Wherever the word "this" appears in a line, extract that line.

Supplied material >>

* Start *

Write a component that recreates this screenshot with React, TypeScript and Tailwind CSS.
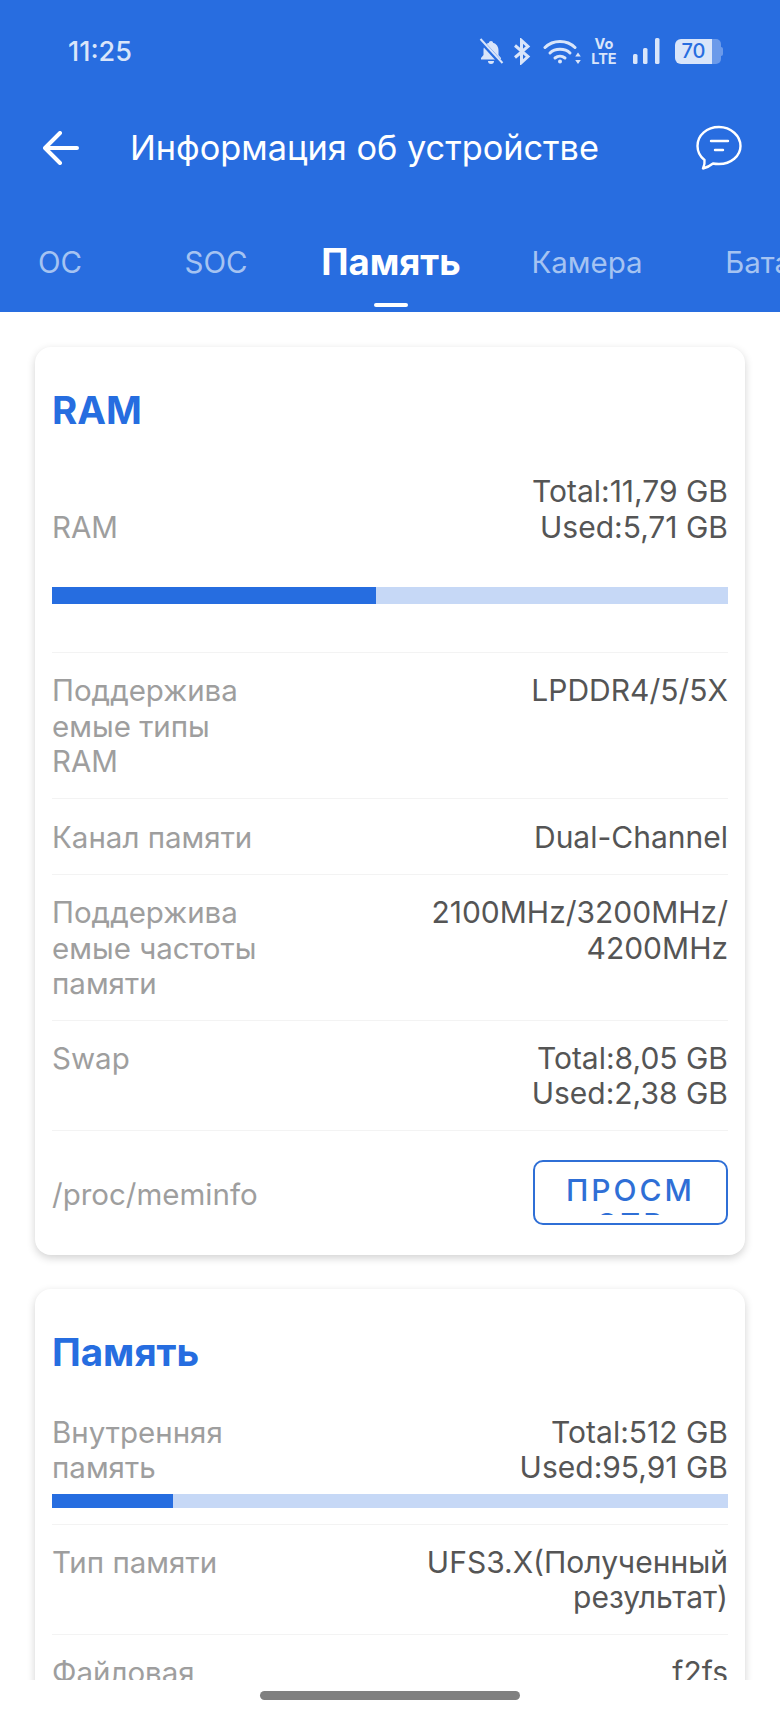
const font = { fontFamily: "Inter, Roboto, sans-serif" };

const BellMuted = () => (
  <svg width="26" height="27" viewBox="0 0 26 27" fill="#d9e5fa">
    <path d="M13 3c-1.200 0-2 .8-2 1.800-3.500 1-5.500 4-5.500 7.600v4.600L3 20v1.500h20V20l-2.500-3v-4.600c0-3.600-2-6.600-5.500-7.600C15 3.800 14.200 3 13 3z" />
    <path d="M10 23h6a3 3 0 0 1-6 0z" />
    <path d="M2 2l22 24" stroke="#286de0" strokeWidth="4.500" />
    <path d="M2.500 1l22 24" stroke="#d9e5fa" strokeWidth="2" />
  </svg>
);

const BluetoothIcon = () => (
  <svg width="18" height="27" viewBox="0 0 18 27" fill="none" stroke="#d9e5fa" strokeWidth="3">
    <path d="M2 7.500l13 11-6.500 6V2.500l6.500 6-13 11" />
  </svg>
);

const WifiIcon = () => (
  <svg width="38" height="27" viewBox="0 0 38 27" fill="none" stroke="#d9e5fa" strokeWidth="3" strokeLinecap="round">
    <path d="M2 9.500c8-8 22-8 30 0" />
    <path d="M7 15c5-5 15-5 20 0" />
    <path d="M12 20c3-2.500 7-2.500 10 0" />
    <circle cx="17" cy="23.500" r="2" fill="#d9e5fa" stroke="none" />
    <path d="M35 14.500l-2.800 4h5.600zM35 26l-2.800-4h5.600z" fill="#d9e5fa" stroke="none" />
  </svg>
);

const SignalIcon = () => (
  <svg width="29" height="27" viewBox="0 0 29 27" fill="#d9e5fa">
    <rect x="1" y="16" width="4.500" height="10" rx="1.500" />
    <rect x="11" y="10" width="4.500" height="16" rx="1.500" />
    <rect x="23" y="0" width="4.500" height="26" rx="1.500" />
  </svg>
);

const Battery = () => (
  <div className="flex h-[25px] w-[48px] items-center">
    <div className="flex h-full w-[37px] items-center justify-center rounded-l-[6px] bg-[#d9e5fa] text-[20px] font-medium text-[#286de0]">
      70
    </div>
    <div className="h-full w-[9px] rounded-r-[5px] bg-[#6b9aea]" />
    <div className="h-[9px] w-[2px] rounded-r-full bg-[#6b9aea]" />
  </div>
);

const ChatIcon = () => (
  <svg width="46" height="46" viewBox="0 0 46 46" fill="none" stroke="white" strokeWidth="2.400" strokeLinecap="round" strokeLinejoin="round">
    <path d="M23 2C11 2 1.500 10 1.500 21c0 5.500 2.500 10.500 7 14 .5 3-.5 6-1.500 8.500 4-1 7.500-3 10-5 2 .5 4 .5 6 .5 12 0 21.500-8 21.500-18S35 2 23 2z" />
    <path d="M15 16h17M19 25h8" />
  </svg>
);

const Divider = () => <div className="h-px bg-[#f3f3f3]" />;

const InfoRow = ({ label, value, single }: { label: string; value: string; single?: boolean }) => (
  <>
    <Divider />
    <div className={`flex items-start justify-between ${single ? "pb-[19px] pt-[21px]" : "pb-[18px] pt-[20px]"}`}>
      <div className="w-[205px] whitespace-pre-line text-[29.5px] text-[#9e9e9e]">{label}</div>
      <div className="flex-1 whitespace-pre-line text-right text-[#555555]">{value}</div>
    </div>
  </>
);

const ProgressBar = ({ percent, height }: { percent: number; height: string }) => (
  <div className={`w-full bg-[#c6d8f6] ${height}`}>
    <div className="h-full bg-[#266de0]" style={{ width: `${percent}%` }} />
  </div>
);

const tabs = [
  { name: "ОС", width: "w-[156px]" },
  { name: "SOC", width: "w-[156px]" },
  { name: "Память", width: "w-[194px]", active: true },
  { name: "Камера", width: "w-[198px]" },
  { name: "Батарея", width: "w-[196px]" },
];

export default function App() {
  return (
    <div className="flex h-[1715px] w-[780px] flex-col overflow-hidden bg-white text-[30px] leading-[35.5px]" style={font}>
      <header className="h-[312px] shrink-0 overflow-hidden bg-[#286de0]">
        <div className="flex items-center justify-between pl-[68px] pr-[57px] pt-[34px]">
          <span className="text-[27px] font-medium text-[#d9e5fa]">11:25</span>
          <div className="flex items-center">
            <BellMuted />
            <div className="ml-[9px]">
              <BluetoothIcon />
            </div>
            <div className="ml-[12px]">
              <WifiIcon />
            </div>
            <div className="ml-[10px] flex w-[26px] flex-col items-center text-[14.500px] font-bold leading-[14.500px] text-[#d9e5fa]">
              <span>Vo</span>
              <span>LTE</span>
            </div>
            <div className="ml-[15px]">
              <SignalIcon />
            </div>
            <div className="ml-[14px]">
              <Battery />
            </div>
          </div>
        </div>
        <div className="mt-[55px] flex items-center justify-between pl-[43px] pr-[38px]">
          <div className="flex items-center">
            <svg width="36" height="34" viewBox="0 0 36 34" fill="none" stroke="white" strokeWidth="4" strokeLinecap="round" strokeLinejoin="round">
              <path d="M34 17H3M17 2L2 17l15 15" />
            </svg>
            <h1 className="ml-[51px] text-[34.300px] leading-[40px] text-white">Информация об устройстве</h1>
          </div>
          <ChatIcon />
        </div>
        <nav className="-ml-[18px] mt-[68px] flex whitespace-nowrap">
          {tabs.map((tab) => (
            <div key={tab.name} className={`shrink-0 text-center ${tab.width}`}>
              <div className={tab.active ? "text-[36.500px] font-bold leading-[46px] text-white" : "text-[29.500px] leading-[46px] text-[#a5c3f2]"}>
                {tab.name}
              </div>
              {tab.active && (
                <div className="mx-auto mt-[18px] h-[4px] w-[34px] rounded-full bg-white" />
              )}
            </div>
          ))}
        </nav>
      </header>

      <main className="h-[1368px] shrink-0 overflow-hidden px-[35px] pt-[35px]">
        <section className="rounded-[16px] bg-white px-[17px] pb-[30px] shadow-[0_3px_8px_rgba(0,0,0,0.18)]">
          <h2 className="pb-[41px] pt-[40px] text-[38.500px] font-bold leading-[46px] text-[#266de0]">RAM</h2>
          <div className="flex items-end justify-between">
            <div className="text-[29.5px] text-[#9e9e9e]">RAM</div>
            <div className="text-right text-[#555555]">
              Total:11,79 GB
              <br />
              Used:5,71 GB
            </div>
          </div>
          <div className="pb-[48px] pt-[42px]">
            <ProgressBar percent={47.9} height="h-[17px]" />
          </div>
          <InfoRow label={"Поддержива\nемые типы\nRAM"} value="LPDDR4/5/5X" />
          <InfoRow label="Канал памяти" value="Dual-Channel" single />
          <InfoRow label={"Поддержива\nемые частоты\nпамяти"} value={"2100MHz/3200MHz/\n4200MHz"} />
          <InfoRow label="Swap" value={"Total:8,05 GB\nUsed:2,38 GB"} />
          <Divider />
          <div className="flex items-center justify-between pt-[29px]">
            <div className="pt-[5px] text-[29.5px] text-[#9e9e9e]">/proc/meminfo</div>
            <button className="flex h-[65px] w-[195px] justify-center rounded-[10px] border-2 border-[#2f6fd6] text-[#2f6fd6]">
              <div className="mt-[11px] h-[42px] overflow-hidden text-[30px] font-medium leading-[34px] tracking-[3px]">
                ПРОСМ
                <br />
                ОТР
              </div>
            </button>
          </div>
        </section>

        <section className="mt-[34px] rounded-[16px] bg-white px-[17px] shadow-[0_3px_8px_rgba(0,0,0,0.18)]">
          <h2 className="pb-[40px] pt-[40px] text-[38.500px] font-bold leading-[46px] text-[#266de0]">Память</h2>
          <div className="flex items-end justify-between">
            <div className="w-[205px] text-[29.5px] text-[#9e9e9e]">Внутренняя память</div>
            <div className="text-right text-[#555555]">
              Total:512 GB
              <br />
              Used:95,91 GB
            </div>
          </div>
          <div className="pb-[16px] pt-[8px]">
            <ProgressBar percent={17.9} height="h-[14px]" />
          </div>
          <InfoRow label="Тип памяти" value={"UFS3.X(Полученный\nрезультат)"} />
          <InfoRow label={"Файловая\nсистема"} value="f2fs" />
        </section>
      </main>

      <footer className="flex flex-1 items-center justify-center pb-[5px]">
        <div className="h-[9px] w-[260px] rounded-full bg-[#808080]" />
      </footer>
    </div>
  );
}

* End *
* Start *

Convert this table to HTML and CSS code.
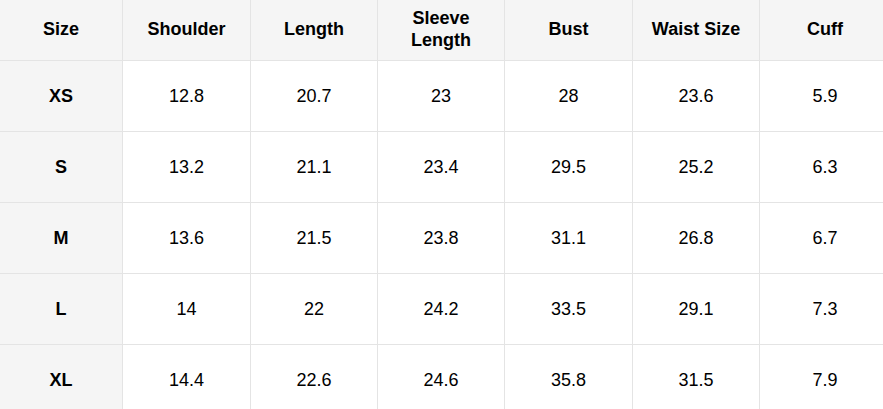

* End *

Solution below >>
Write a component that recreates this screenshot with React, TypeScript and Tailwind CSS.
Convert this table to HTML and CSS code.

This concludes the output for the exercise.